• _Work required_:
Examine the material below. Gather every line in which the string "this" appears.

• _Extracted entries_:
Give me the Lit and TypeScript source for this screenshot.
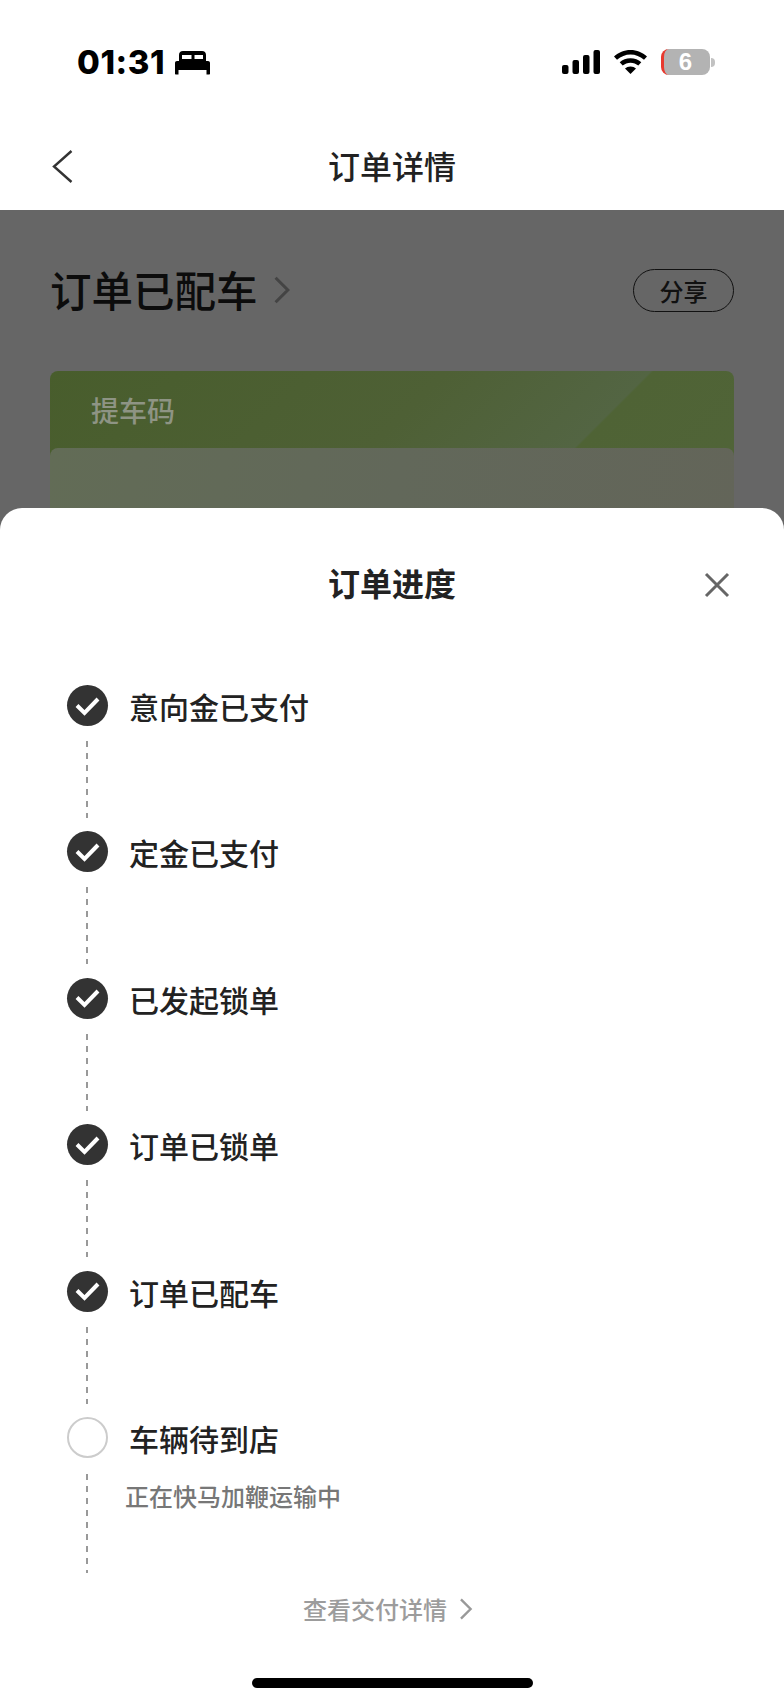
import { LitElement, html, css, svg } from 'lit'
import { customElement } from 'lit/decorators.js'

const steps = ['意向金已支付', '定金已支付', '已发起锁单', '订单已锁单', '订单已配车']

const chevron = (cls: string) => html`
  <svg class=${cls} viewBox="0 0 14 24" fill="none" stroke="currentColor" stroke-width="2.6">
    ${svg`<path d="M1.5 1.5 12 12 1.5 22.5" />`}
  </svg>
`

@customElement('app-root')
export class AppRoot extends LitElement {
  static styles = css`
    :host {
      display: block;
      position: relative;
      width: 784px;
      height: 1704px;
      overflow: hidden;
      background: #fff;
      font-family: 'Noto Sans CJK SC', 'Liberation Sans', sans-serif;
      color: #222;
    }

    .status {
      height: 124px;
      box-sizing: border-box;
      padding: 43px 69px 0 77px;
      display: flex;
      justify-content: space-between;
      align-items: flex-start;
    }
    .status-left {
      display: flex;
      align-items: center;
      height: 38px;
      gap: 10px;
    }
    .time {
      font-family: Inter, 'Liberation Sans', sans-serif;
      font-size: 33px;
      font-weight: 800;
      line-height: 38px;
      color: #000;
      letter-spacing: 0.6px;
    }
    .bed {
      width: 35px;
      height: 24px;
      margin-top: 2px;
    }
    .status-right {
      display: flex;
      align-items: center;
      height: 38px;
    }
    .signal {
      width: 38px;
      height: 24px;
      margin-right: 14px;
    }
    .wifi {
      width: 33px;
      height: 24px;
      margin-right: 14px;
    }
    .battery {
      width: 49px;
      height: 26px;
      border-radius: 8px;
      overflow: hidden;
      background: #b3b3b3;
      border-left: 3px solid #e8392e;
      box-sizing: border-box;
      display: flex;
      align-items: center;
      justify-content: center;
      color: #fff;
      font-family: 'Liberation Sans', sans-serif;
      font-size: 24px;
      font-weight: 700;
      line-height: 26px;
      padding-right: 3px;
    }
    .nub {
      width: 4px;
      height: 9px;
      margin-left: 1px;
      border-radius: 0 4px 4px 0;
      background: #c2c2c2;
    }

    .nav {
      height: 86px;
      position: relative;
      display: flex;
      align-items: center;
      justify-content: center;
      font-size: 32px;
      font-weight: 500;
      line-height: 40px;
      color: #222;
      padding-bottom: 4px;
      box-sizing: border-box;
    }
    .back {
      position: absolute;
      left: 52px;
      top: 26px;
      width: 21px;
      height: 33px;
      color: #333;
    }

    .backdrop {
      height: 400px;
      background: #666;
      box-sizing: border-box;
      padding: 58px 50px 0;
      overflow: hidden;
    }
    .order-head {
      display: flex;
      align-items: center;
      height: 44px;
    }
    .order-title {
      font-size: 41.5px;
      font-weight: 500;
      line-height: 44px;
      color: #0c0c0c;
      margin-top: -2px;
    }
    .order-chevron {
      width: 18px;
      height: 28px;
      margin-left: 15px;
      color: #444;
    }
    .share {
      margin-left: auto;
      width: 101px;
      height: 43px;
      box-sizing: border-box;
      border: 1.7px solid #111;
      border-radius: 22px;
      display: flex;
      align-items: center;
      justify-content: center;
      font-size: 24px;
      font-weight: 500;
      color: #111;
    }
    .card {
      margin-top: 59px;
      height: 200px;
      border-radius: 8px;
      background: linear-gradient(135deg, #485d2c 0%, #4e6035 45%, #536543 68%, #4f6335 68.3%, #51653a 100%);
      overflow: hidden;
    }
    .card-label {
      height: 77px;
      box-sizing: border-box;
      padding: 19px 0 0 41px;
      font-size: 28px;
      font-weight: 500;
      line-height: 40px;
      color: #8e9484;
    }
    .card-panel {
      height: 123px;
      border-radius: 8px 8px 0 0;
      background: linear-gradient(100deg, #626c56, #62685a 50%, #636559);
    }

    .sheet {
      position: absolute;
      left: 0;
      right: 0;
      top: 508px;
      bottom: 0;
      background: #fff;
      border-radius: 22px 22px 0 0;
      display: flex;
      flex-direction: column;
    }
    .sheet-head {
      height: 177px;
      box-sizing: border-box;
      padding: 53px 50px 0;
      display: flex;
      justify-content: center;
      position: relative;
    }
    .sheet-title {
      font-size: 32px;
      font-weight: 700;
      line-height: 42px;
      color: #222;
    }
    .close {
      position: absolute;
      left: 704px;
      top: 64px;
      width: 26px;
      height: 26px;
      color: #666;
    }

    .steps {
      padding-left: 67px;
    }
    .step {
      display: grid;
      grid-template-columns: 41px 1fr;
      column-gap: 21px;
      height: 146.4px;
    }
    .rail {
      display: flex;
      flex-direction: column;
      align-items: center;
    }
    .dot {
      width: 41px;
      height: 41px;
      flex: none;
      border-radius: 50%;
      background: #333;
      display: flex;
      align-items: center;
      justify-content: center;
    }
    .dot svg {
      width: 25px;
      height: 20px;
    }
    .dot.pending {
      box-sizing: border-box;
      background: #fff;
      border: 2px solid #ccc;
    }
    .dash {
      width: 2px;
      height: 77px;
      margin: 15px 2px 0 0;
      background: repeating-linear-gradient(#999 0 6px, transparent 6px 12px);
    }
    .step.last .dash {
      height: 99px;
      margin-top: 16px;
    }
    .label {
      font-size: 30px;
      font-weight: 500;
      line-height: 40px;
      margin-top: 1px;
      color: #222;
    }
    .sub {
      font-size: 24px;
      font-weight: 500;
      line-height: 32px;
      color: #777;
      margin: 22px 0 0 -4px;
    }

    .detail {
      position: absolute;
      left: 303px;
      top: 1085px;
      display: flex;
      align-items: center;
      font-size: 24px;
      font-weight: 500;
      line-height: 32px;
      color: #9c9c9c;
    }
    .detail-chevron {
      width: 14px;
      height: 22px;
      margin-left: 12px;
      color: #999;
    }
    .home {
      position: absolute;
      left: 252px;
      top: 1170px;
      width: 281px;
      height: 10px;
      border-radius: 5px;
      background: #000;
    }
  `

  render() {
    return html`
      <div class="status">
        <div class="status-left">
          <span class="time">01:31</span>
          <svg class="bed" viewBox="0 0 35 24" fill="#000">
            <path
              fill-rule="evenodd"
              d="M4 10V4C4 1.500 5.500 0 8 0h19c2.500 0 4 1.500 4 4v6ZM7 4v4h9.500V4ZM19.500 4v4H28V4Z"
            />
            <path d="M2 10h31c1.200 0 2 .8 2 2v7H0v-7c0-1.200.8-2 2-2ZM0 19h3.500v4.500H1c-.6 0-1-.4-1-1ZM31.500 19H35v3.500c0 .6-.4 1-1 1h-2.500Z" />
          </svg>
        </div>
        <div class="status-right">
          <svg class="signal" viewBox="0 0 38 24" fill="#000">
            <rect x="0" y="15" width="6.500" height="9" rx="2" />
            <rect x="10.500" y="10" width="6.500" height="14" rx="2" />
            <rect x="21" y="5" width="6.500" height="19" rx="2" />
            <rect x="31.500" y="0" width="6.500" height="24" rx="2" />
          </svg>
          <svg class="wifi" viewBox="0 0 33 24" fill="#000">
            <path d="M16.500 0C10 0 4.600 2.400 0 6.500l3 3.300C7 6.300 11.500 4.400 16.500 4.400s9.500 1.900 13.500 5.400l3-3.300C28.400 2.400 23 0 16.500 0Z" />
            <path d="M16.500 8.300c-4.300 0-7.900 1.500-10.800 4l3 3.300c2.200-1.800 4.800-2.900 7.800-2.900s5.600 1.100 7.800 2.900l3-3.300c-2.900-2.500-6.500-4-10.800-4Z" />
            <path d="M16.500 16.500c-2.300 0-4 .7-5.500 2l5.500 5.500 5.500-5.500c-1.500-1.300-3.200-2-5.500-2Z" />
          </svg>
          <div class="battery">6</div>
          <div class="nub"></div>
        </div>
      </div>

      <div class="nav">
        <svg class="back" viewBox="0 0 21 33" fill="none" stroke="currentColor" stroke-width="2.400">
          <path d="M19.500 1 2 16.500 19.500 32" />
        </svg>
        订单详情
      </div>

      <div class="backdrop">
        <div class="order-head">
          <span class="order-title">订单已配车</span>
          ${chevron('order-chevron')}
          <span class="share">分享</span>
        </div>
        <div class="card">
          <div class="card-label">提车码</div>
          <div class="card-panel"></div>
        </div>
      </div>

      <div class="sheet">
        <div class="sheet-head">
          <span class="sheet-title">订单进度</span>
          <svg class="close" viewBox="0 0 26 26" fill="none" stroke="currentColor" stroke-width="3">
            <path d="M2 2 24 24M24 2 2 24" />
          </svg>
        </div>
        <div class="steps">
          ${steps.map(
            (label) => html`
              <div class="step">
                <div class="rail">
                  <div class="dot">
                    <svg viewBox="0 0 25 20" fill="none" stroke="#fff" stroke-width="4">
                      <path d="M2 9.500 9.500 17 23 3" />
                    </svg>
                  </div>
                  <div class="dash"></div>
                </div>
                <div class="label">${label}</div>
              </div>
            `
          )}
          <div class="step last">
            <div class="rail">
              <div class="dot pending"></div>
              <div class="dash"></div>
            </div>
            <div>
              <div class="label">车辆待到店</div>
              <div class="sub">正在快马加鞭运输中</div>
            </div>
          </div>
        </div>
        <div class="detail">查看交付详情 ${chevron('detail-chevron')}</div>
        <div class="home"></div>
      </div>
    `
  }
}
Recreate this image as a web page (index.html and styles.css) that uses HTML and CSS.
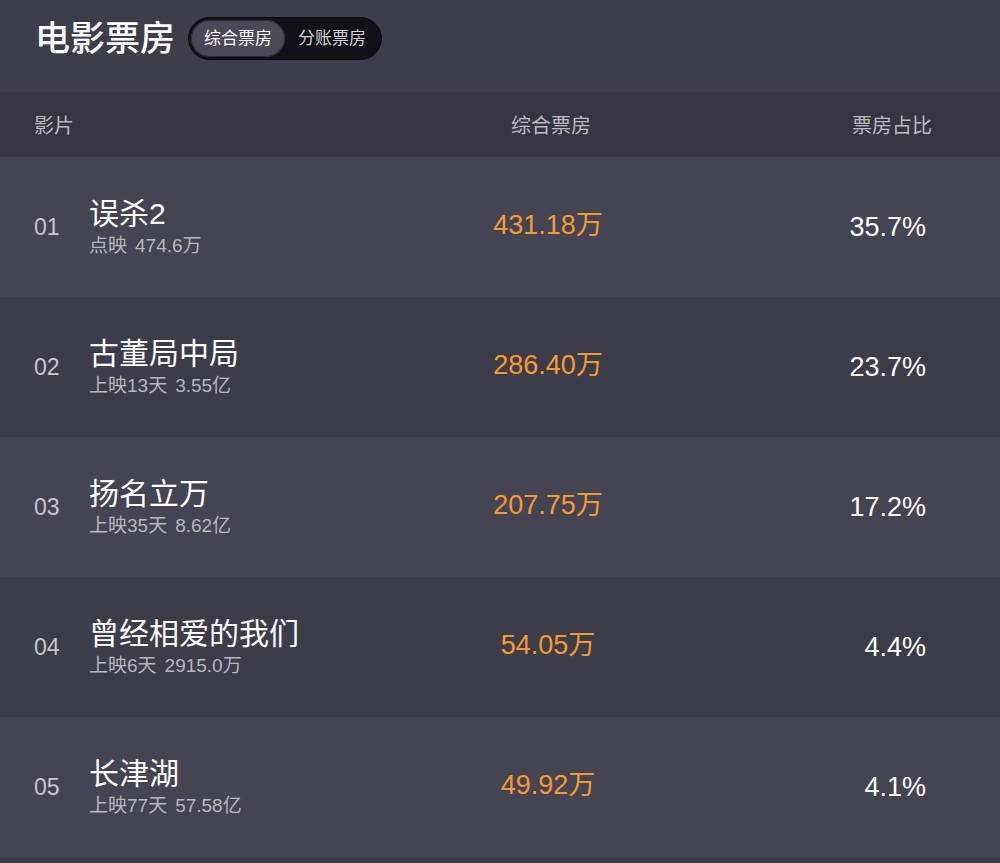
FILE: index.html
```html
<!DOCTYPE html>
<html lang="zh-CN">
<head>
  <meta charset="UTF-8">
  <meta name="viewport" content="width=device-width, initial-scale=1.0">
  <title>电影票房</title>
  <link rel="stylesheet" href="styles.css">
</head>
<body>

  <header class="top">
    <h1>电影票房</h1>
    <div class="switch">
      <span class="tab active">综合票房</span>
      <span class="tab">分账票房</span>
    </div>
  </header>

  <div class="thead">
    <span class="col-film">影片</span>
    <span class="col-box">综合票房</span>
    <span class="col-rate">票房占比</span>
  </div>

  <div class="row">
    <span class="rank">01</span>
    <div class="film">
      <div class="name">误杀2</div>
      <div class="sub">点映<span class="total">474.6万</span></div>
    </div>
    <span class="box">431.18万</span>
    <span class="rate">35.7%</span>
  </div>

  <div class="row">
    <span class="rank">02</span>
    <div class="film">
      <div class="name">古董局中局</div>
      <div class="sub">上映13天<span class="total">3.55亿</span></div>
    </div>
    <span class="box">286.40万</span>
    <span class="rate">23.7%</span>
  </div>

  <div class="row">
    <span class="rank">03</span>
    <div class="film">
      <div class="name">扬名立万</div>
      <div class="sub">上映35天<span class="total">8.62亿</span></div>
    </div>
    <span class="box">207.75万</span>
    <span class="rate">17.2%</span>
  </div>

  <div class="row">
    <span class="rank">04</span>
    <div class="film">
      <div class="name">曾经相爱的我们</div>
      <div class="sub">上映6天<span class="total">2915.0万</span></div>
    </div>
    <span class="box">54.05万</span>
    <span class="rate">4.4%</span>
  </div>

  <div class="row">
    <span class="rank">05</span>
    <div class="film">
      <div class="name">长津湖</div>
      <div class="sub">上映77天<span class="total">57.58亿</span></div>
    </div>
    <span class="box">49.92万</span>
    <span class="rate">4.1%</span>
  </div>

</body>
</html>
```

FILE: styles.css
```css
body {
  margin: 0;
  background-color: #3c3b48;
  font-family: "Liberation Sans", "Noto Sans CJK SC", sans-serif;
  color: #fff;
}

.top {
  display: flex;
  align-items: center;
  height: 43px;
  padding: 17px 0 32px 35px;
  background-color: #3e3d4b;
}

.top h1 {
  margin: 0 13px 0 0;
  font-size: 35px;
  font-weight: 500;
  line-height: 43px;
}

.switch {
  display: flex;
  align-items: center;
  padding: 2px;
  background-color: #121117;
  border: 1px solid #0a0a0d;
  border-radius: 22px;
}

.tab {
  padding: 0 13px;
  font-size: 17px;
  line-height: 37px;
  color: #cfcfd3;
  border-radius: 19px;
}

.tab.active {
  background-color: #4b4956;
  color: #fff;
  box-shadow: inset 0 0 0 1px #2a2932;
}

.thead,
.row {
  display: grid;
  grid-template-columns: 55px 360px 198px 1fr;
  align-items: center;
  padding: 0 74px 0 34px;
}

.thead {
  height: 65px;
  background-color: #363541;
  font-size: 20px;
  color: #b9b9be;
}

.thead .col-film {
  grid-column: 1 / 3;
}

.thead .col-box {
  text-align: center;
  padding-left: 6px;
}

.thead .col-rate {
  text-align: right;
  margin-right: -6px;
}

.row {
  height: 140px;
  background-color: #454452;
}

.row:nth-child(even) {
  background-color: #3d3c49;
}

.rank {
  font-size: 23px;
  color: #c6c6cb;
}

.name {
  font-size: 30px;
  line-height: 34px;
}

.sub {
  margin-top: 4px;
  font-size: 19px;
  line-height: 22px;
  color: #b6b6bb;
}

.sub .total {
  margin-left: 8px;
}

.box {
  text-align: center;
  font-size: 27px;
  line-height: 30px;
  margin-top: -4px;
  color: #f29a32;
}

.rate {
  text-align: right;
  font-size: 27px;
  line-height: 30px;
}
```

• _Solution below_:
Give me the Lit and TypeScript source for this screenshot.
Recreate this image as a web page (index.html and styles.css) that uses HTML and CSS.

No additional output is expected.